Though years of planning, hopes, dreams, and generally a good bit of money go into breeding the best to the best (and hoping for the best), but it doesn’t always pan out that way. Because nobody has come up with a way to tell those elite foals that they are supposed to want to run fast. Perhaps they’d rather be a ballerina, if only they could tell us. Over the course of early training, they often find their own way to articulate that this is not what they want to be when they grow up. Despite illustrious sires, female families full of graded stakes performers, and six- (or even seven-) figure price tags, sometimes they are just slow. Phantomof the Nile is one such horse.
One of the most common statements made in our barn is some iteration of “he’s just so handsome” or “you’re lucky you’re pretty.” Though he commanded $300,000 as a yearling, based on pedigree and a precocious physical, Phantom seems to deeply want to be either A. a model or B. a ballerina (aka a dressage king). This fall has been hectic, and our training has mostly focused on slowly and carefully building muscle and fitness after his time on stall rest this spring. As he gains fitness, he has started to display athleticism that had previously been dormant, and gives me hope that we may actually find an athletic pursuit His Highness enjoys. So as I watch him and his “brother” enjoy the cool fall days, I think about the hope of his pedigree, and how many people thought he’d follow in the family hoofprints as a Breeders’ Cup contender.
His sire is a stranger to no one, and though his stud career was cut short Pioneerof the Nile left an indisputable stamp on the breed as the sire of the first Triple Crown winner in decades in American Pharoah. Before he was shaping the future of Thoroughbred pedigrees in the breeding shed, Pioneerof the Nile himself finished fifth in the Breeders’ Cup Juvenile in 2008.

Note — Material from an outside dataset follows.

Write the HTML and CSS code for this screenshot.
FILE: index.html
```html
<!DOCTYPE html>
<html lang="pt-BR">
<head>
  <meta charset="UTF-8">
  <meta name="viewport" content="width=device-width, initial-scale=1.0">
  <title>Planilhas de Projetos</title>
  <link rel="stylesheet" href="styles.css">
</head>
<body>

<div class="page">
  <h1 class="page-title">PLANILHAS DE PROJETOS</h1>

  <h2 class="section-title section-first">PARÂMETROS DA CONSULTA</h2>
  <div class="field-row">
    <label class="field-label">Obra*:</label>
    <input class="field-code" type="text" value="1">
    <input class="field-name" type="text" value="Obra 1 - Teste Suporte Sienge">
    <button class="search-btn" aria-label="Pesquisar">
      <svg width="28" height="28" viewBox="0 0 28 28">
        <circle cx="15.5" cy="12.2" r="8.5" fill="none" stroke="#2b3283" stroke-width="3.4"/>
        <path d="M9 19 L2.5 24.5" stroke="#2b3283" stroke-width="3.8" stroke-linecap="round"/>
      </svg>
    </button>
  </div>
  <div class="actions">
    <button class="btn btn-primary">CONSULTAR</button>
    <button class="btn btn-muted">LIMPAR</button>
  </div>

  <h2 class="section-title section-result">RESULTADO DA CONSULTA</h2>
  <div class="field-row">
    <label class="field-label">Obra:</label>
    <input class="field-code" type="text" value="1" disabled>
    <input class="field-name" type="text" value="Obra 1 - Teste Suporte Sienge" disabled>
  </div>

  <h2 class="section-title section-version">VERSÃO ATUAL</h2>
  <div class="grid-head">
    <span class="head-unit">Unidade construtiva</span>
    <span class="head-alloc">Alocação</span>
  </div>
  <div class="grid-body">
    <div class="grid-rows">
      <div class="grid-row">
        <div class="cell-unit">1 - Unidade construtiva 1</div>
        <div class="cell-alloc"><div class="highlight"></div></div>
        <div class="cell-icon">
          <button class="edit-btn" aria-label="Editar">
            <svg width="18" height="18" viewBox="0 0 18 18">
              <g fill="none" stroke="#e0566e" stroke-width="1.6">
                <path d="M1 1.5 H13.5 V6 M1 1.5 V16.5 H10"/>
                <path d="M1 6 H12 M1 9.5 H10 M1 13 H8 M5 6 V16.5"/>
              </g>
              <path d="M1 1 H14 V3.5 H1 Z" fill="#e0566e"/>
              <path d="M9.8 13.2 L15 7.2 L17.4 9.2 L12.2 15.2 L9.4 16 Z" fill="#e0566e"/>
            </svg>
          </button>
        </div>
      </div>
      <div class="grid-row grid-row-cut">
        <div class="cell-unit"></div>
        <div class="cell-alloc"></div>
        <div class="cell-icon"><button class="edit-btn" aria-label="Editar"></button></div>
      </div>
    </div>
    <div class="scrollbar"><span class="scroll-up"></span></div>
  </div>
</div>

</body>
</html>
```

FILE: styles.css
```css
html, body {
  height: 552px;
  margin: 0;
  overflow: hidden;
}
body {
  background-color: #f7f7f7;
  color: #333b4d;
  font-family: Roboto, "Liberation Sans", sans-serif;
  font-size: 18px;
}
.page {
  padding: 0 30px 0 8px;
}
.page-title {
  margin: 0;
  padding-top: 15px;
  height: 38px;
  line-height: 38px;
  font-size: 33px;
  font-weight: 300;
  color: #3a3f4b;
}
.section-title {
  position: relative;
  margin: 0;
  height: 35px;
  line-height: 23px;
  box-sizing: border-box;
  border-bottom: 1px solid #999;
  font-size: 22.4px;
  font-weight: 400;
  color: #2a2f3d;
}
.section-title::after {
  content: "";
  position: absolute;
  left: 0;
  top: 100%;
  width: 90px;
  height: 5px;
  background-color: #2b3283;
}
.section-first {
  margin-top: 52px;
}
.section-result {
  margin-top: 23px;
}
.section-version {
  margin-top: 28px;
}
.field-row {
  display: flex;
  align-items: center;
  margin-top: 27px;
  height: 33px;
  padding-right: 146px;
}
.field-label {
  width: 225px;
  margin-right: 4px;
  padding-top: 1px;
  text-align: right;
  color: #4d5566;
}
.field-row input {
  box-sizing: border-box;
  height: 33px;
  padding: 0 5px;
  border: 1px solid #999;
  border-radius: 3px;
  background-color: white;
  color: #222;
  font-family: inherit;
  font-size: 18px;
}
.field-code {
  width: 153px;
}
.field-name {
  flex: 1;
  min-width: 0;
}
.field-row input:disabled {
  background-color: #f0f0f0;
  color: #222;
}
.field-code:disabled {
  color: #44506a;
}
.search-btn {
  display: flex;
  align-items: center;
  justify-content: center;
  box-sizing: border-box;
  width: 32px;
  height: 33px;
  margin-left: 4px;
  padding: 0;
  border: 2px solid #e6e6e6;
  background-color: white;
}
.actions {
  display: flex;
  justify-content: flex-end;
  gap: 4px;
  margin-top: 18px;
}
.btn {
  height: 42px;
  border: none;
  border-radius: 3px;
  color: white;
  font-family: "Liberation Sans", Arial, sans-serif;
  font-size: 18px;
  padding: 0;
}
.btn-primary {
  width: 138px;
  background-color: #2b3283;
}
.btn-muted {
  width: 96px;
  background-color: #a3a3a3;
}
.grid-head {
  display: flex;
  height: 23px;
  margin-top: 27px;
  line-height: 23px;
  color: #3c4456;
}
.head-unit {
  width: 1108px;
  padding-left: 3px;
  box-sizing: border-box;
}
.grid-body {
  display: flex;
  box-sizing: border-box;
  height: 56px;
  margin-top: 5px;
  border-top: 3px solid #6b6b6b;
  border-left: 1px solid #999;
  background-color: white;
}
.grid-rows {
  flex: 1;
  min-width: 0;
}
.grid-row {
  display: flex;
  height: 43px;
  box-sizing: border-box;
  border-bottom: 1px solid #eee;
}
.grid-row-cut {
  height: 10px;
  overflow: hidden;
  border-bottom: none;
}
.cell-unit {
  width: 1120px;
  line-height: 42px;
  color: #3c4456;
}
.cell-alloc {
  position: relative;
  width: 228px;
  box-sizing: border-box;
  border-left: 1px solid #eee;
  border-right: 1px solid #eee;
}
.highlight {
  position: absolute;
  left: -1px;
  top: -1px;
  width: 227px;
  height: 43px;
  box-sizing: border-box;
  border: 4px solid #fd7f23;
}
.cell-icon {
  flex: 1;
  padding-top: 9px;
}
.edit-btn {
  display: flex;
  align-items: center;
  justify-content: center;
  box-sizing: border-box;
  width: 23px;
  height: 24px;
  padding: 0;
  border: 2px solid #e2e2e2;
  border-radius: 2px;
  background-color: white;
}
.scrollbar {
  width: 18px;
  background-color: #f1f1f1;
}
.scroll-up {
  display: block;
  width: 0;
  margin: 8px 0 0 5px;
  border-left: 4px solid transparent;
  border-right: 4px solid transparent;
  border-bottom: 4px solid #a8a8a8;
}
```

Phantom is out a mare named Magical Dream, herself unraced. Her sire is Malibu Moon, another stallion whose influence will be felt for generations. But the real reason Phantom’s pedigree turns heads is Magical Dream’s half-sister (basically Phantom’s “aunt”). Dream Rush was a multiple graded stakes winner, and competed in the 2007 and 2008 runnings of the Breeder’s Cup Filly and Mare Sprint. Her first foal (Phantom’s cousin) was a filly by A.P. Indy named Dreaming of Julia. Following in her dam’s footsteps, she was a multiple graded stakes winner, and finished third in the Breeders’ Cup Juvenile Fillies in 2012. Additional high achieving “cousins” include Dream Pauline (multiple graded stakes winner), Atreides (stakes winner and sire), and Perchance (stakes placed).
Part of the insanity of this fall has been due to BTE Stables purchasing a farm. This week, Phantom moved once again (hopefully for the last time), now calling North Middletown home. In a strange twist of fate, Phantom now lives next door to the farm that once stood his “cousin.” On the record of a stakes win and the merits of his parents, Atreides stood at Hill ‘n’ Dale (though not at its current location at Xalapa) prior to his move to Oklahoma. Had Phantom managed any level of success, his second career would certainly look quite different. Instead, he’s that goofy underachieving cousin that should have done more with his life, but he’s nice and kind of funny so everyone loves him anyway.